Mobil Mewah Pejabat Melukai Rasa Keadilan

Rabu, 30 Desember 2009

Penulis : Kennorton Hutasoit

JAKARTA-MI: Pengadaan mobil mewah melukai rasa keadilan publik. Sejatinya, APBN digunakan sebesar-besarnya untuk meningkatkan kesejahteraan rakyat, namun faktanya digunakan untuk menggemukan birokrasi dan foya-foya pejabat dengan seribu alasan “good governance termasuk membeli mobil mewah.

Peneliti Indonesia Budget Center (IBC) Roy Salam mengatakan anggaran mestinya lebih diefisienkan bukan malah diboroskan. “Catatan IBC, sejak tahun 2005-2010, alokasi APBN untuk belanja pegawai (gaji) berkisar 15% – 22% terhadap total belanja pemerintah pusat. Trennya selalu naik dari tahun ke tahun, belum termasuk belanja barang untuk fasilitas pejabat dan aparatur di bawahnya,” ujarnya.

Pengadaan mobil mewah bagi pejabat negara, ujar Roy, merupakan bentuk pengingkaran janji pemerintahan Presiden RI Susilo Bambang Yudhoyono (SBY) jilid II kepada rakyat untuk mendorong efisiensi belanja Negara di awal pemerintahannya. “Pengadaan mobil mewah pejabat menyedot APBN sekitar 106 milyar.

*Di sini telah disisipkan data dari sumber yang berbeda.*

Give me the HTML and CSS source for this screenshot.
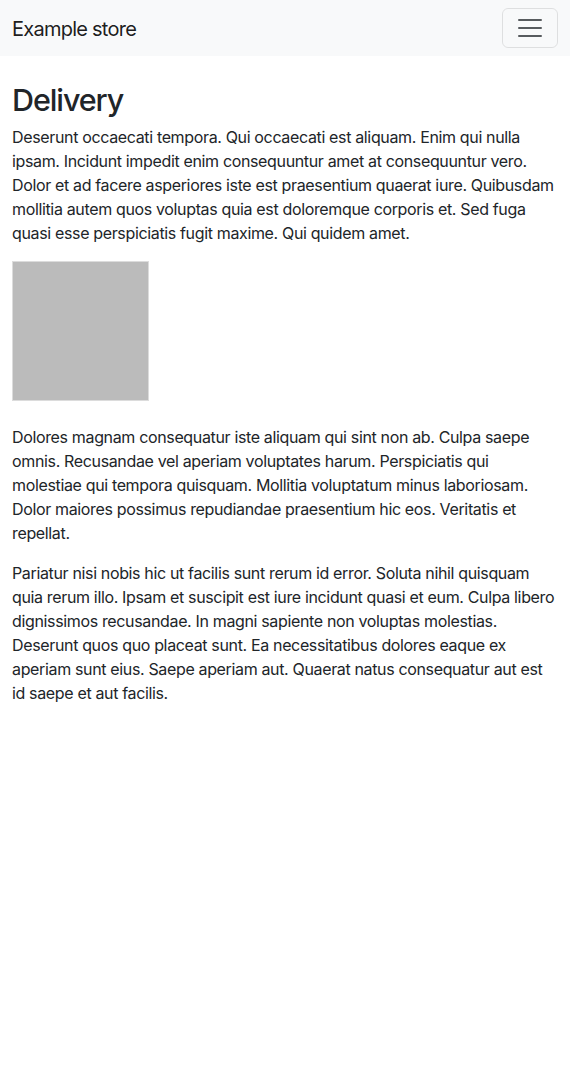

Penelusuran IBC menyebutkan bahwa mobil mewah yang diadakan melalui APBN-P 2009 sebanyak 80 buah dengan beban pajak (PPnBM) yang musti ditanggung negara sekitar Rp785 juta per mobil atau totalnya sebesar Rp62,8 miliar,” kata Roy.

Berdasarkan pengakuan direktur pemasaran PT Toyota Astra Motor, ujar Roy, harga beli 1 buah mobil toyota crown royal saloon sebesar Rp 1,325 milyar. Pengadaan mobil mewah melalui instrument APBN-P 2009 dapat dikatakan masih buruknya sistem perencanaan APBN.

“Mengapa pengadaan mobil tidak direncanakan sejak tahun 2008? Mengapa setelah dilantik para pejabat baru tersebut, lalu muncul usulan dalam APBN-P 2009? Inilah bentuk buruknya perencanaan APBN dan bentuk keserakahan menteri/pejabat yang baru dilantik untuk menyedot uang rakyat,” kesalnya.

Niat pemerintah yang memaksakan pembelian mobil Toyota crown royal saloon dapat dilihat sebagai upaya pemerintah untuk memperlihatkan “citranya” kepada masyarakat bahwa mereka (pemerintah) dapat membelanjakan APBN sesuai target. “Bila saja mobil yang diadakan adalah mobil jenis lain yang lebih murah (bukan mobil mewah) maka uang Negara yang dikeluarkan untuk membayar pajak mobil mewah tersebut (sekitar Rp 62,8 milyar) tidak dikeluarkan dan dapat digunakan untuk yang lebih prioritas,” ujarnya. Sbr. Media Indonesia

Roy mengasumsikan biaya pengadaan mobil mewah pejabat negara setara dengan biaya pendidikan gratis untuk 184 ribu siswa setingkat SMP. “Fantastis.! Bayangkan, jika saja pemerintah masih memiliki “sense of crisis” dengan kemiskinan di masyarakat saat ini, maka sesungguhnya anggaran pengadaan dapat menggratiskan biaya pendidikan sekitar 184 ribu siswa setingkat SMP atau biaya 1 mobil (Rp 1,325 milyar) dapat menggratiskan biaya pendidikan sekitar 2,300 siswa setingkat SMP dalam setahun,” cetusnya.